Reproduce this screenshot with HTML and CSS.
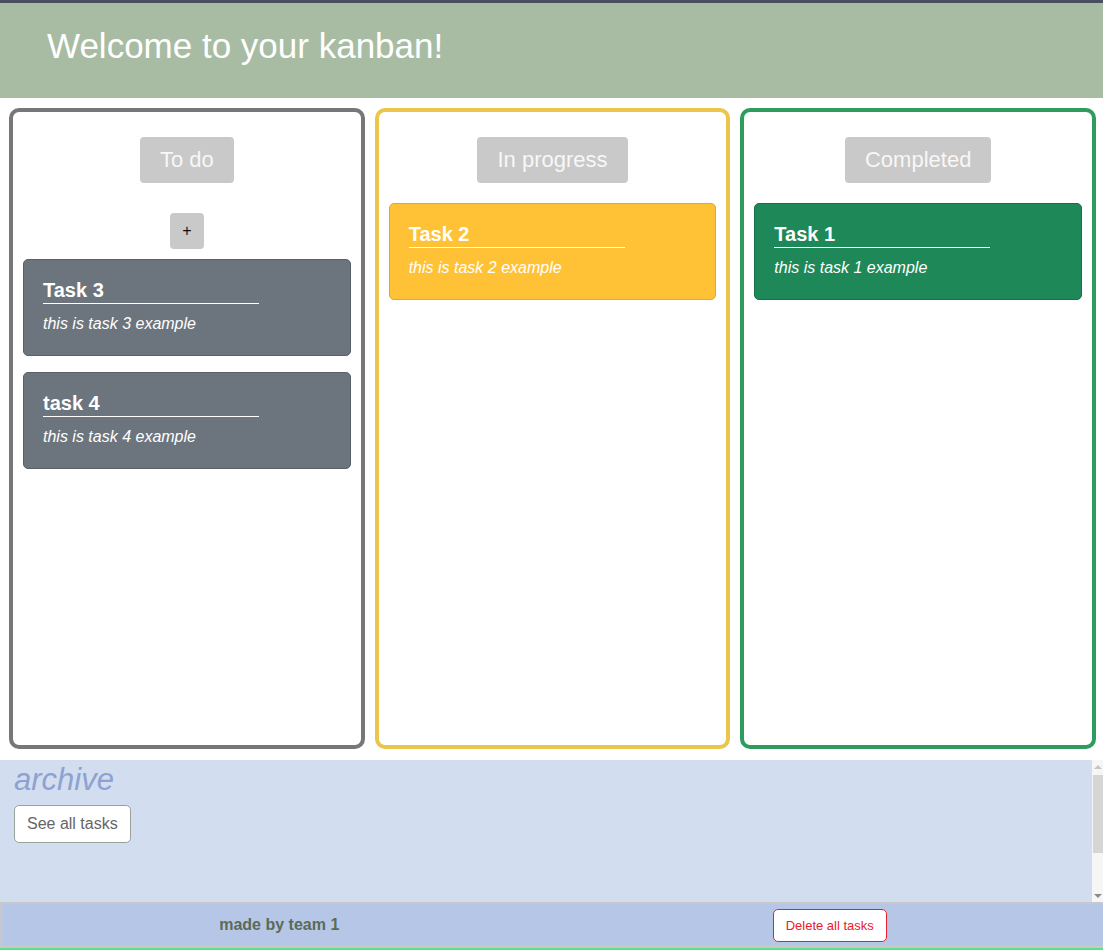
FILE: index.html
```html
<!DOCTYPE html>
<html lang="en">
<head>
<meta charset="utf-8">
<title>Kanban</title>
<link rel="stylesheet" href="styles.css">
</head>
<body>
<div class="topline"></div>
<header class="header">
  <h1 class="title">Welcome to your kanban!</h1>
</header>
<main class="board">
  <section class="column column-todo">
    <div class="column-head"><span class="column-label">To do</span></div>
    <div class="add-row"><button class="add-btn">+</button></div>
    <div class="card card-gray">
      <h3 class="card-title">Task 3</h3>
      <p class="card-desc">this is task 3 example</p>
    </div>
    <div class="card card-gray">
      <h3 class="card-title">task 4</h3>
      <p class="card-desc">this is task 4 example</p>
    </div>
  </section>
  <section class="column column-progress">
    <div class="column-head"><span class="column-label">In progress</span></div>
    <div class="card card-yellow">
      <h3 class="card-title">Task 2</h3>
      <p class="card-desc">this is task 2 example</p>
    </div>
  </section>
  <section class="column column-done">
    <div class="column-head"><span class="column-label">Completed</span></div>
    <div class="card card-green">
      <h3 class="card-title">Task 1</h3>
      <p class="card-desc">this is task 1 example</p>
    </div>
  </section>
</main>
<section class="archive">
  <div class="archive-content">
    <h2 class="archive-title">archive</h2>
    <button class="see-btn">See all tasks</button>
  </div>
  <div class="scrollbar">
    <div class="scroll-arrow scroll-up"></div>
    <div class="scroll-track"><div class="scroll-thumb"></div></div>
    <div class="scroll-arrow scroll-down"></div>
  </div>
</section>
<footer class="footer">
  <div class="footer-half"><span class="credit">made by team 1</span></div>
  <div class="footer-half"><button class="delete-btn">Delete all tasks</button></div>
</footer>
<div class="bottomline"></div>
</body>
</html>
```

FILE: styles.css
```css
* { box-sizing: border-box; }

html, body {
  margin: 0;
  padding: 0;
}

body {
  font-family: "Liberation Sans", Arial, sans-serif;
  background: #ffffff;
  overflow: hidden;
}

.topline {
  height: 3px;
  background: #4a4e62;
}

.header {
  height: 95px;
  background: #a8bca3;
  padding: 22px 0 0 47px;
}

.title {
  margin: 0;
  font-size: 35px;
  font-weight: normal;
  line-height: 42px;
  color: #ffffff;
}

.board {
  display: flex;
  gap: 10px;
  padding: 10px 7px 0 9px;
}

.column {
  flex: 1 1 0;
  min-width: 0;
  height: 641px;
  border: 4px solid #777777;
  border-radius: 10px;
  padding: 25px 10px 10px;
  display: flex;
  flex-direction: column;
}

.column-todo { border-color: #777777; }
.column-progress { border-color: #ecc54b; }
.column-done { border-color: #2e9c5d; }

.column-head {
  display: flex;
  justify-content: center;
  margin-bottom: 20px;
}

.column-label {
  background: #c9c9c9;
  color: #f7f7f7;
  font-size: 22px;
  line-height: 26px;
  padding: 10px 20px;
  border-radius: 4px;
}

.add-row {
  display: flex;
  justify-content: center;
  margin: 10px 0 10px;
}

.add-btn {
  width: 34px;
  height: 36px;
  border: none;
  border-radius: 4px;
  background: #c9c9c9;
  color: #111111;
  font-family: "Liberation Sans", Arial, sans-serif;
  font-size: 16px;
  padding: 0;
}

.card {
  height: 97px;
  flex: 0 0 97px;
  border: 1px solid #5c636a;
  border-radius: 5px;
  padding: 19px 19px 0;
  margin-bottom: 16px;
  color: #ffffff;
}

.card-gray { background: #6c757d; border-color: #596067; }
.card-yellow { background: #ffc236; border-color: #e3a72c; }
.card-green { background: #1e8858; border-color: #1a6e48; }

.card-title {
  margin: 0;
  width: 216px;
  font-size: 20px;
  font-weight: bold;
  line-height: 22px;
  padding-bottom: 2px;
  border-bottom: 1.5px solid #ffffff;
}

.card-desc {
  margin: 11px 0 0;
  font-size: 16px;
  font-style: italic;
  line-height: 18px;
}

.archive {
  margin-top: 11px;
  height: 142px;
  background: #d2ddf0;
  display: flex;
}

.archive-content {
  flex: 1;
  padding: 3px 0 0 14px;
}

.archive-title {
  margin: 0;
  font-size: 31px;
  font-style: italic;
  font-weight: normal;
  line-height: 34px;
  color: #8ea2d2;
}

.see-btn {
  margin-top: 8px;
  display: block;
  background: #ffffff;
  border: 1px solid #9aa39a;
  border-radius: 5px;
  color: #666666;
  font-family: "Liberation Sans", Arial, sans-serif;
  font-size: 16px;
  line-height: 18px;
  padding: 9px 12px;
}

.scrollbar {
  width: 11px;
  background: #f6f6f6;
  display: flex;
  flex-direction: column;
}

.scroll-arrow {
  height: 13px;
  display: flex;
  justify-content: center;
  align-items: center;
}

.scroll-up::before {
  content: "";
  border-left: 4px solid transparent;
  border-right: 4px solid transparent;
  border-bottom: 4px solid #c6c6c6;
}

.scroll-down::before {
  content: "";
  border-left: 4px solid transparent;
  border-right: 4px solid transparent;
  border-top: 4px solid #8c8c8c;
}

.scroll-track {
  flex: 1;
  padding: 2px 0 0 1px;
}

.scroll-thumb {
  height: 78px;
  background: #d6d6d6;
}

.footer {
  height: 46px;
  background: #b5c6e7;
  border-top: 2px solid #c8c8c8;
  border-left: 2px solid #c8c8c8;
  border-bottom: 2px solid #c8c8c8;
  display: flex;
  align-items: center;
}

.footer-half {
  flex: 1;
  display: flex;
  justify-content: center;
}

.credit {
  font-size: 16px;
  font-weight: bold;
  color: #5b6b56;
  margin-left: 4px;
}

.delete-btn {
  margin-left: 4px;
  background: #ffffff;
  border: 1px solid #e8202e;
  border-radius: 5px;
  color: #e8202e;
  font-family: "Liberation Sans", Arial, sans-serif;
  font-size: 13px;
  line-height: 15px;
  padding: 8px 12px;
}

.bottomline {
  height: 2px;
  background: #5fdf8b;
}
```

...

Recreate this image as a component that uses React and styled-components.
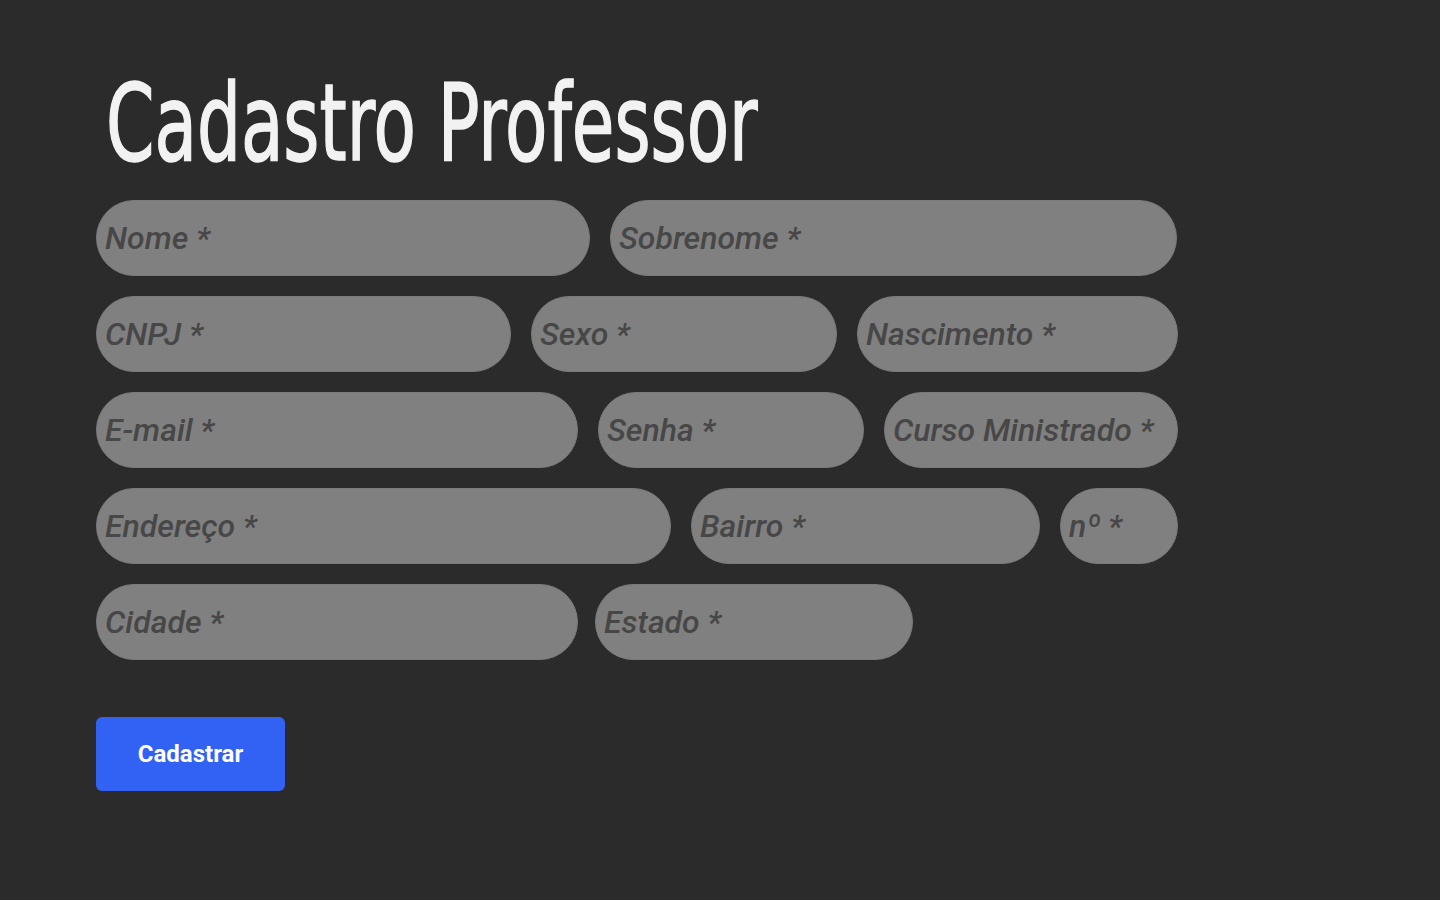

---

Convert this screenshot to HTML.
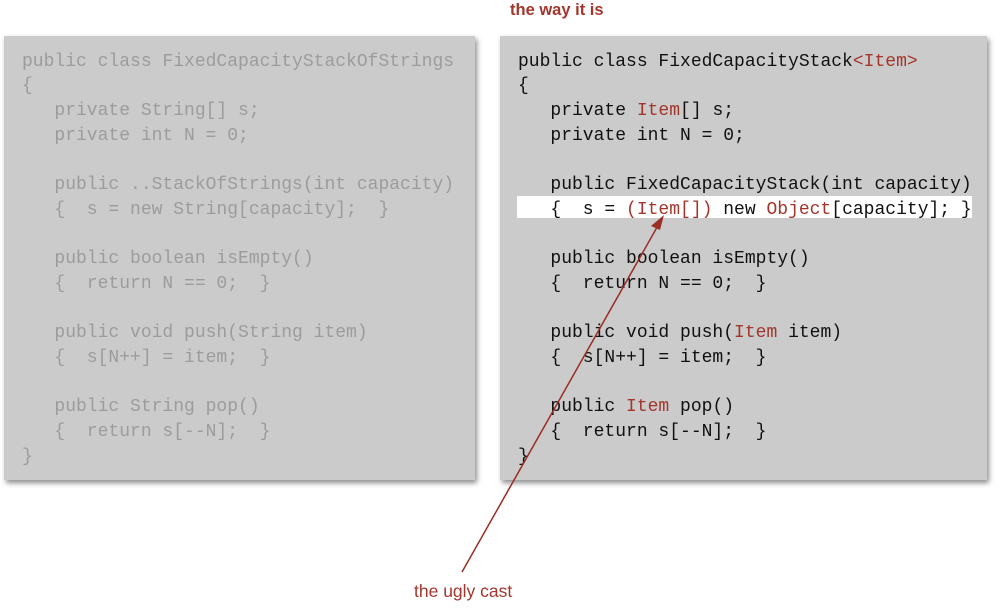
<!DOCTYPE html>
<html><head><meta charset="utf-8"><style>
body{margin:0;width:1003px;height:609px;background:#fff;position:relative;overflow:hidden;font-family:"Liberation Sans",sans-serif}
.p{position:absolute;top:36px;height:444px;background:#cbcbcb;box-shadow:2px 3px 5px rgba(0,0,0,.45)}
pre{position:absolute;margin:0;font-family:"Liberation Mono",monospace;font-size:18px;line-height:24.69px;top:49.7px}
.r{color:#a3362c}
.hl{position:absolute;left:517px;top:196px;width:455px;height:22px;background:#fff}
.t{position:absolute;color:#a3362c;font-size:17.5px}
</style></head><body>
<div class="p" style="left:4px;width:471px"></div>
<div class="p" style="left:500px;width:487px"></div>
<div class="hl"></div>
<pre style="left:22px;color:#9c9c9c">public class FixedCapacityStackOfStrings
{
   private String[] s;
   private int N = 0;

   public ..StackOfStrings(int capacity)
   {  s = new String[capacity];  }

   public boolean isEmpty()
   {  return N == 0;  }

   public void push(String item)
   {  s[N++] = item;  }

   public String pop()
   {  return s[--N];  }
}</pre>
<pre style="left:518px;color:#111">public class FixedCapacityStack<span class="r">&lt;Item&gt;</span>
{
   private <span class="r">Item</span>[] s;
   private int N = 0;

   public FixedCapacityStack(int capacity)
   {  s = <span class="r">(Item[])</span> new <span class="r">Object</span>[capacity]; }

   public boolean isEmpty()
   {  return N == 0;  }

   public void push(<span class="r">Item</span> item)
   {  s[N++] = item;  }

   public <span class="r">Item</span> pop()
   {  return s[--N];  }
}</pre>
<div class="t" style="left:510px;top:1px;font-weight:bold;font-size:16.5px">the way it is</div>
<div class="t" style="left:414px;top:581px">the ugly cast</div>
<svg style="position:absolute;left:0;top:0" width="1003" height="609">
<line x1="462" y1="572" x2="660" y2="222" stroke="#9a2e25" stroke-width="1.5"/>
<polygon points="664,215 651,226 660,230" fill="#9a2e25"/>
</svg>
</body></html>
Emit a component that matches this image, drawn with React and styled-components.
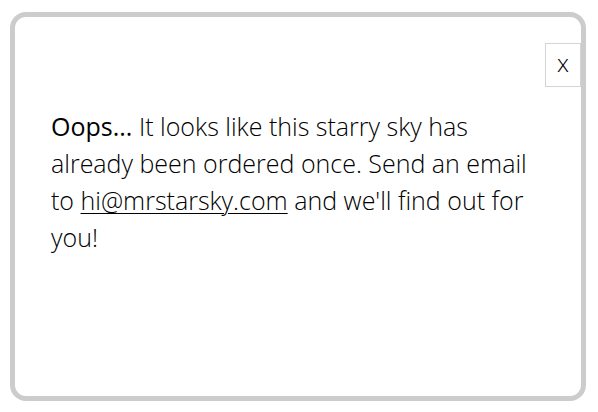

Short exercise:
Using the material above, gather every line that includes "component".

Solution for this exercise:
Recreate this image as a component that uses React and styled-components.
Emit a component that matches this image, drawn with React and styled-components.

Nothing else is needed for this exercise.